Kullback-Leibler divergence
Also called relative entropy. It is not a distance measure, since it is not symmetric. It is non negative.
Distinction between p and q
D(p||q) = \sum_x p(x) log[ p(x)/q(x) ].
For continuity, 0 log(0) = 0.
For q(x) = 0, p(x) > 0, p(x) log(p(x)/0) = ∞.
We often require p and q to have same support, because q(x) may be zero for some x even though p(x) is non-zero.
Directed information
I(x^k → y^k) = \sum_{i=1}^k I(y(i) ; x^i | y^{i-1})
Markov chains
Let X ↔ Y ↔ Z form a Markov chain, then
I(X;Z) ≤ I(X;Y).
The intuition is that processing can only decrease the mutual information, thus variables further apart have a smaller mutual information.
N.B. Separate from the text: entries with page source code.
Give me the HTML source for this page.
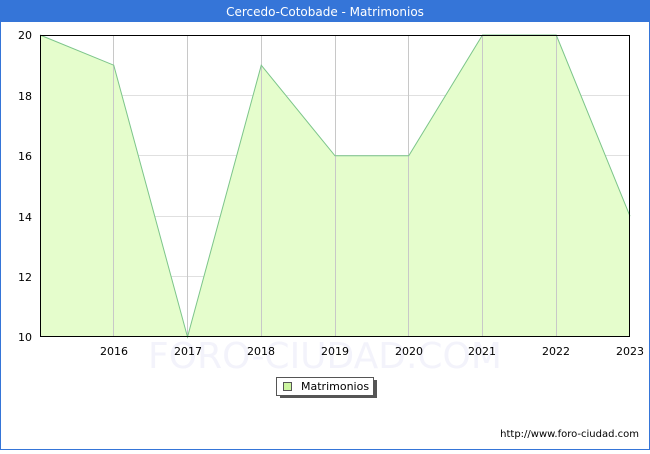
<!DOCTYPE html>
<html><head><style>
body{margin:0;width:650px;height:450px;overflow:hidden;background:#fff;font-family:"DejaVu Sans","Liberation Sans",sans-serif;}
</style></head><body>
<svg width="650" height="450" xmlns="http://www.w3.org/2000/svg" font-family="DejaVu Sans, Liberation Sans, sans-serif">
<rect x="0.5" y="0.5" width="649" height="449" fill="#fff" stroke="#3575d8"/>
<rect x="0" y="0" width="650" height="22" fill="#3575d8"/>
<text x="325" y="16" font-size="12" fill="#fff" text-anchor="middle">Cercedo-Cotobade - Matrimonios</text>
<text x="325" y="368" font-size="36" fill="#f3f3fb" text-anchor="middle">FORO-CIUDAD.COM</text>
<g stroke="#e0e0e0" stroke-width="1">
<line x1="40" y1="95.5" x2="630" y2="95.5"/><line x1="40" y1="155.5" x2="630" y2="155.5"/>
<line x1="40" y1="216.5" x2="630" y2="216.5"/><line x1="40" y1="276.5" x2="630" y2="276.5"/>
</g>
<polygon points="40,35 113.75,65.2 187.5,337 261.25,65.2 335,155.8 408.75,155.8 482.5,35 556.25,35 630,216.2 630,337 40,337" fill="#e5fdcc"/>
<g stroke="#c8c8c8" stroke-width="1">
<line x1="113.5" y1="35" x2="113.5" y2="337"/><line x1="187.5" y1="35" x2="187.5" y2="337"/>
<line x1="261.5" y1="35" x2="261.5" y2="337"/><line x1="335.5" y1="35" x2="335.5" y2="337"/>
<line x1="408.5" y1="35" x2="408.5" y2="337"/><line x1="482.5" y1="35" x2="482.5" y2="337"/>
<line x1="556.5" y1="35" x2="556.5" y2="337"/>
</g>
<polyline points="40,35 113.75,65.2 187.5,337 261.25,65.2 335,155.8 408.75,155.8 482.5,35 556.25,35 630,216.2" fill="none" stroke="#7cc58a" stroke-width="1"/>
<rect x="40.5" y="35.5" width="589" height="301" fill="none" stroke="#000"/>
<g font-size="11" fill="#000">
<g text-anchor="end"><text x="32" y="39">20</text><text x="32" y="100">18</text><text x="32" y="160">16</text><text x="32" y="221">14</text><text x="32" y="281">12</text><text x="32" y="341">10</text></g>
<g text-anchor="middle"><text x="114" y="355">2016</text><text x="188" y="355">2017</text><text x="261" y="355">2018</text><text x="335" y="355">2019</text><text x="409" y="355">2020</text><text x="482" y="355">2021</text><text x="556" y="355">2022</text><text x="630" y="355">2023</text></g>
</g>
<rect x="280" y="380" width="97" height="18" fill="#555"/>
<rect x="276.5" y="377.5" width="97" height="18" fill="#fff" stroke="#555"/>
<rect x="283.5" y="382.5" width="8" height="8" fill="#ccf5a0" stroke="#555"/>
<text x="301" y="390" font-size="11">Matrimonios</text>
<text x="639" y="437" font-size="10" text-anchor="end">http://www.foro-ciudad.com</text>
</svg>
</body></html>
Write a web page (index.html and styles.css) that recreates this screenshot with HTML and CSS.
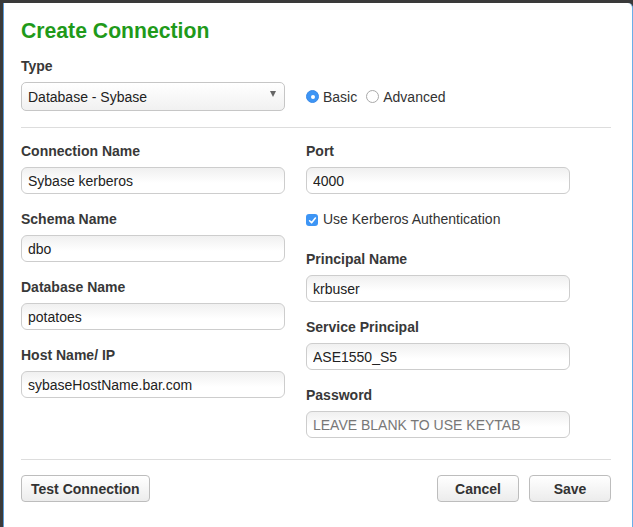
FILE: index.html
```html
<!DOCTYPE html>
<html>
<head>
<meta charset="utf-8">
<link rel="stylesheet" href="styles.css">
</head>
<body>
<div class="dialog">
  <h1 class="title">Create Connection</h1>
  <div class="label">Type</div>
  <div class="type-row">
    <div class="select">
      <span class="select-text">Database - Sybase</span>
      <span class="select-arrow"></span>
    </div>
    <div class="radios">
      <label class="radio-item"><span class="radio checked"></span>Basic</label>
      <label class="radio-item"><span class="radio"></span>Advanced</label>
    </div>
  </div>
  <div class="rule rule-top"></div>
  <div class="grid">
    <div class="col">
      <div class="field">
        <div class="label">Connection Name</div>
        <input class="input" type="text" value="Sybase kerberos">
      </div>
      <div class="field">
        <div class="label">Schema Name</div>
        <input class="input" type="text" value="dbo">
      </div>
      <div class="field">
        <div class="label">Database Name</div>
        <input class="input" type="text" value="potatoes">
      </div>
      <div class="field">
        <div class="label">Host Name/ IP</div>
        <input class="input" type="text" value="sybaseHostName.bar.com">
      </div>
    </div>
    <div class="col">
      <div class="field">
        <div class="label">Port</div>
        <input class="input" type="text" value="4000">
      </div>
      <label class="check-row">
        <span class="checkbox"><svg width="9" height="9" viewBox="0 0 9 9"><path d="M1.6 4.8 L3.6 6.8 L7.4 2" fill="none" stroke="#fff" stroke-width="1.6" stroke-linecap="round" stroke-linejoin="round"/></svg></span>
        Use Kerberos Authentication
      </label>
      <div class="field">
        <div class="label">Principal Name</div>
        <input class="input" type="text" value="krbuser">
      </div>
      <div class="field">
        <div class="label">Service Principal</div>
        <input class="input" type="text" value="ASE1550_S5">
      </div>
      <div class="field">
        <div class="label">Password</div>
        <input class="input" type="password" placeholder="LEAVE BLANK TO USE KEYTAB">
      </div>
    </div>
  </div>
  <div class="rule rule-bottom"></div>
  <div class="footer">
    <button class="btn">Test Connection</button>
    <div class="footer-right">
      <button class="btn btn-fixed">Cancel</button>
      <button class="btn btn-fixed">Save</button>
    </div>
  </div>
</div>
</body>
</html>
```
FILE: styles.css
```css
html, body {
  margin: 0;
  padding: 0;
  background: #3a3a3a;
  height: 100%;
  overflow: hidden;
}
body {
  font-family: "Liberation Sans", Arial, sans-serif;
  font-size: 14px;
  color: #333;
}
.dialog {
  margin: 3px 0 0 3px;
  width: 630px;
  height: 524px;
  background: #fff;
  border-left: 1px solid #5b9bd8;
  border-right: 1px solid #6aaee8;
  border-top-right-radius: 5px;
  padding: 16px 21px 0 17px;
  box-sizing: border-box;
}
.title {
  margin: 0 0 14px 0;
  font-size: 21.2px;
  line-height: 24px;
  font-weight: bold;
  color: #1f9a1a;
}
.label {
  font-weight: bold;
  line-height: 18px;
  color: #383838;
  margin-bottom: 7px;
}
.type-row {
  display: flex;
  align-items: center;
  gap: 21px;
}
.select {
  width: 264px;
  height: 29px;
  box-sizing: border-box;
  border: 1px solid #c6c6c6;
  border-radius: 5px;
  background: linear-gradient(#ffffff, #f1f1f1);
  display: flex;
  align-items: center;
  justify-content: space-between;
  padding: 0 8px 0 6px;
  color: #222;
}
.select-arrow {
  width: 0;
  height: 0;
  border-left: 3.5px solid transparent;
  border-right: 3.5px solid transparent;
  border-top: 6px solid #666;
  margin-top: -6px;
}
.radios {
  display: flex;
  align-items: center;
  gap: 9px;
}
.radio-item {
  display: flex;
  align-items: center;
  gap: 4px;
  color: #333;
  line-height: 18px;
}
.radio {
  width: 13px;
  height: 13px;
  box-sizing: border-box;
  border-radius: 50%;
  border: 1px solid #a9a9a9;
  background: #fff;
  position: relative;
}
.radio.checked {
  background: #3d95f5;
  border-color: #3a8ae8;
}
.radio.checked::after {
  content: "";
  position: absolute;
  left: 3.5px;
  top: 3.5px;
  width: 4px;
  height: 4px;
  border-radius: 50%;
  background: #fff;
}
.rule {
  height: 1px;
  background: #dddddd;
}
.rule-top {
  margin: 16px 0 14px 0;
}
.grid {
  display: grid;
  grid-template-columns: 264px 264px;
  column-gap: 21px;
}
.col {
  display: flex;
  flex-direction: column;
}
.field {
  display: flex;
  flex-direction: column;
  margin-bottom: 16px;
}
.input {
  width: 264px;
  height: 27px;
  box-sizing: border-box;
  border: 1px solid #cdcdcd;
  border-radius: 6px;
  background: linear-gradient(#f0f0f0, #ffffff 60%);
  padding: 0 6px;
  margin: 0;
  font-family: "Liberation Sans", Arial, sans-serif;
  font-size: 14px;
  color: #222;
  outline: none;
}
.input::placeholder {
  color: #777;
}
.check-row {
  display: flex;
  align-items: center;
  gap: 5px;
  line-height: 18px;
  color: #333;
  margin: 0 0 22px 0;
  height: 18px;
}
.checkbox {
  width: 12px;
  height: 12px;
  border-radius: 3px;
  background: #3d95f5;
  display: flex;
  align-items: center;
  justify-content: center;
  margin-top: 2px;
}
.checkbox svg {
  display: block;
}
.rule-bottom {
  margin: 5px 0 15px 0;
}
.footer {
  display: flex;
  justify-content: space-between;
  align-items: center;
}
.footer-right {
  display: flex;
  gap: 10px;
}
.btn {
  height: 27px;
  box-sizing: border-box;
  border: 1px solid #bdbdbd;
  border-radius: 4px;
  background: linear-gradient(#ffffff, #ececec);
  font-family: "Liberation Sans", Arial, sans-serif;
  font-size: 14px;
  font-weight: bold;
  color: #333;
  padding: 0 9px;
  margin: 0;
}
.btn-fixed {
  width: 82px;
}
```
However, conditioning can increase mutual information. Let Y be an encrypted version of X using the secret key Z. Then I(X;Y) = 0 and I(X;Z) = 0. However, I(X;Y|Z) > 0 since with Z we can recover Y from X.
What is information?
Information is stimuli which has meaning.
Which distributions maximize the entropy?
For discrete sources, the uniform distribution is entropy maximizing.
For continuous sources:
* Given the constraint of finite support: Uniform distribution maximizes differential entropy.
* Given the constraint of fixed finite variance: Gaussian distribution maximizes differential entropy.